Slough-born Bell lived briefly on Teesside before doing an art degree at Leeds University and a teaching qualification at Exeter, later taking a job at a school in Birmingham.

“I wanted to do something useful so I thought I would be a teacher. In retrospect, what I should have realised about myself is that I’m not cut out to be a teacher. I’m good at working on my own but I’m lousy with a classroom of kids as I discovered to my increasing horror,” he says.

“The sheer pain of teaching caused me to rethink and do something I might actually have an affinity for. My girlfriend, Heather, who is now my wife, could see I was desperate and she said ‘why don’t you go for it?’”

Bell did some cartoons for children’s comics – it was around this time that he was rejected by the Beano – but he realised that with an abiding interest in politics, then political comics were the likeliest outlet for his talents.

“My big break was Time Out in London which in those days had a sort of Leftie news aspect to it which it doesn’t have any more. But you had to be fairly persistent. You just had to go around and peddle yourself. I’m not terribly good at that but I had the impetus of ‘anything but teaching’.”

Thatcher in a bin. Copyright C Steve Bell 2010 - All rights Reserved http://www.belltoons.co.uk/reuse
In 1981, he sent a packet of his material to the Guardian and they took him on – three years earlier the same newspaper had rejected him concluding: ‘I can’t see us using your stuff in the foreseeable future’. But his Time Out work had raised his visibility, and they were, of course, tumultuous political times. Bell was just the man to reflect the seismic changes the Thatcher era was bringing to British politics

His working methods are simple. He scribbles ideas in a book, and each is carefully numbered and dated. The rest of process is rather more random.

“The drawings tend to be quite ‘schooly’, there’s not a great deal of finished work in it because I’m thinking through the process. All the time I’m trawling through the internet looking for references, looking for pictures, looking for anything that might start something off,” he says.

“I was never very good at solving puzzles but this is what I imagine puzzle-solving to be. You have a line of attack but you approach it through a process of controlled mind-wandering. Another good reason why I like working on my own is because I do talk to myself, sometimes very loudly. Using the verbiage of politics, the things people say, the idiot stuff that comes out of the radio. It’s part of the process of shouting back at the radio that my wife and I have always done.”

An avowed Leftie, Bell abhors what he sees as the Right wing bias of much of the media. “I usually contradict the general tenor of the news,” he says.
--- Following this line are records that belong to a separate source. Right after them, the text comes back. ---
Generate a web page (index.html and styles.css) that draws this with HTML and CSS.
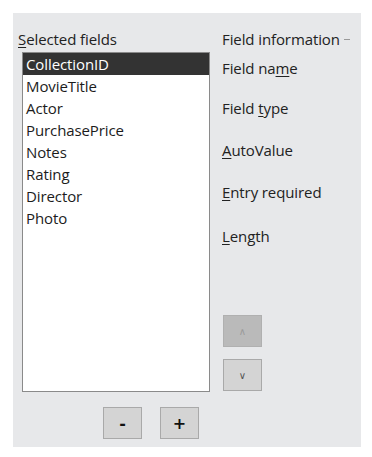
FILE: index.html
```html
<!DOCTYPE html>
<html lang="en">
<head>
  <meta charset="UTF-8" />
  <title>Field information</title>
  <link rel="stylesheet" href="styles.css">
</head>
<body>
<div class="panel">
  <div class="left">
    <div class="caption"><u>S</u>elected fields</div>
    <ul class="listbox">
      <li class="selected">CollectionID</li>
      <li>MovieTitle</li>
      <li>Actor</li>
      <li>PurchasePrice</li>
      <li>Notes</li>
      <li>Rating</li>
      <li>Director</li>
      <li>Photo</li>
    </ul>
    <div class="addremove">
      <button class="btn">-</button>
      <button class="btn">+</button>
    </div>
  </div>
  <div class="right">
    <div class="caption legend">Field information <span class="rule"></span></div>
    <div class="prop first">Field na<u>m</u>e</div>
    <div class="prop">Field <u>t</u>ype</div>
    <div class="prop"><u>A</u>utoValue</div>
    <div class="prop"><u>E</u>ntry required</div>
    <div class="prop"><u>L</u>ength</div>
    <div class="arrows">
      <button class="btn arrow disabled">&#x2227;</button>
      <button class="btn arrow">&#x2228;</button>
    </div>
  </div>
</div>
</body>
</html>
```

FILE: styles.css
```css
/* Reset */
* { margin: 0; padding: 0; box-sizing: border-box; }
html, body { background: #fff; font-family: 'Open Sans', 'Noto Sans', sans-serif; color: #222; }

/* Dialog panel */
.panel {
  margin: 13px 0 0 13px; width: 348px; height: 434px;
  background: #e7e8ea; display: flex; padding-top: 16px;
}
.caption { font-size: 15px; line-height: 20px; height: 20px; white-space: nowrap; letter-spacing: -0.1px; }
u { text-decoration-thickness: 1px; text-underline-offset: 2px; }

/* Left column */
.left { width: 197px; padding-left: 5px; }
.left .caption { margin-bottom: 3px; }
.listbox {
  list-style: none; margin-left: 4px; width: 188px; height: 340px;
  background: #fff; border: 1px solid #8a8a8a;
}
.listbox li { font-size: 15px; line-height: 22px; height: 22px; padding-left: 3px; color: #1c1c1c; letter-spacing: -0.1px; }
.listbox li.selected { background: #333; color: #fff; }

.addremove { display: flex; gap: 18px; margin: 15px 0 0 85px; }

/* Buttons */
.btn {
  width: 39px; height: 32px; background: #d4d4d4; border: 1px solid #a9a9a9;
  font-family: 'DejaVu Sans', sans-serif; font-size: 16px; font-weight: 700; color: #111;
}

/* Right column */
.right { padding-left: 12px; flex: 1; }
.legend { display: flex; align-items: center; }
.rule { display: inline-block; width: 6px; height: 1px; background: #999; margin-left: 4px; }
.prop { font-size: 15px; line-height: 20px; height: 20px; margin-top: 22px; letter-spacing: -0.1px; }
.prop.first { margin-top: 9px; }
.prop:nth-child(3) { margin-top: 20px; }
.prop:nth-child(6) { margin-top: 24px; }
.arrows { display: flex; flex-direction: column; gap: 12px; margin-top: 69px; margin-left: 1px; }
.arrow { font-size: 10px; font-weight: 400; color: #555; }
.arrow.disabled { background: #bababa; border-color: #b0b0b0; color: #9a9a9a; }
```
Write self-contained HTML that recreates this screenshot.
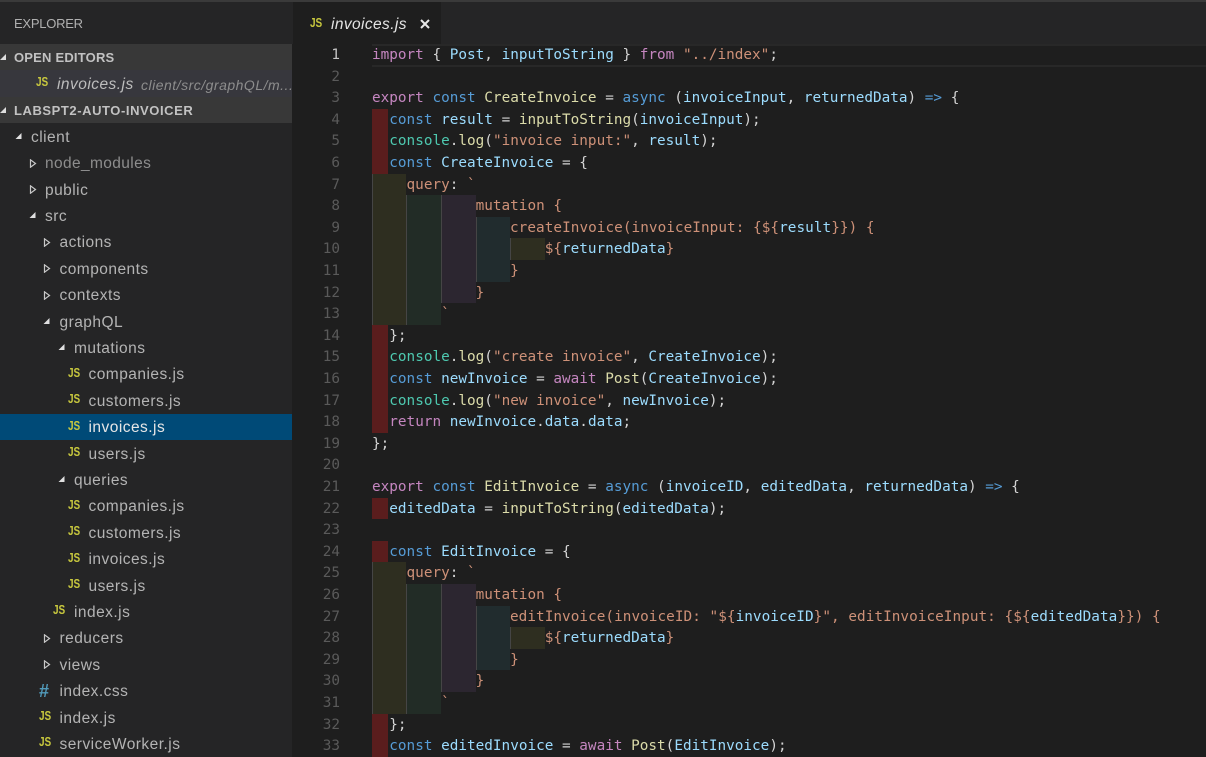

When he started drawing, Bell was unaware of the great tradition of British political caricaturists such as Hogarth, Gillray and Cruikshank. But he now acknowledges that he is part of that artistic lineage.

I’m optimistic about cartooning generally because there’s a need for it because politics has become so visual

Steve Bell

“I look back at them and I take great comfort in seeing what they were doing 200 years ago. Gillray was doing some incredible stuff. He was very, very political. It’s astounding he got away with the stuff he did.”

 He says that rather than the portraiture of George III, Charles James Fox or William Pitt, it is Gillray’s vivid caricatures of them we remember. “He made them dance to his tune.”

Looking forward, Bell is pessimistic about the future of newspapers with more and more titles closing, particularly in the USA. But he believes cartoonists laid off as a result, are adapting to new media. He believes there will always be a place for journalism and a place for the incisive political caricature.

“I’m optimistic about cartooning generally because there’s a need for it because politics has become so visual,” he says.

So what of his own future? Bell admits that he is hugely indulged by his employers at the Guardian. “I get a lot of leeway. They don’t tell me what to do. I just get on with it. I’m very lucky to be in that position. Whether or not that can go on forever I don’t know.”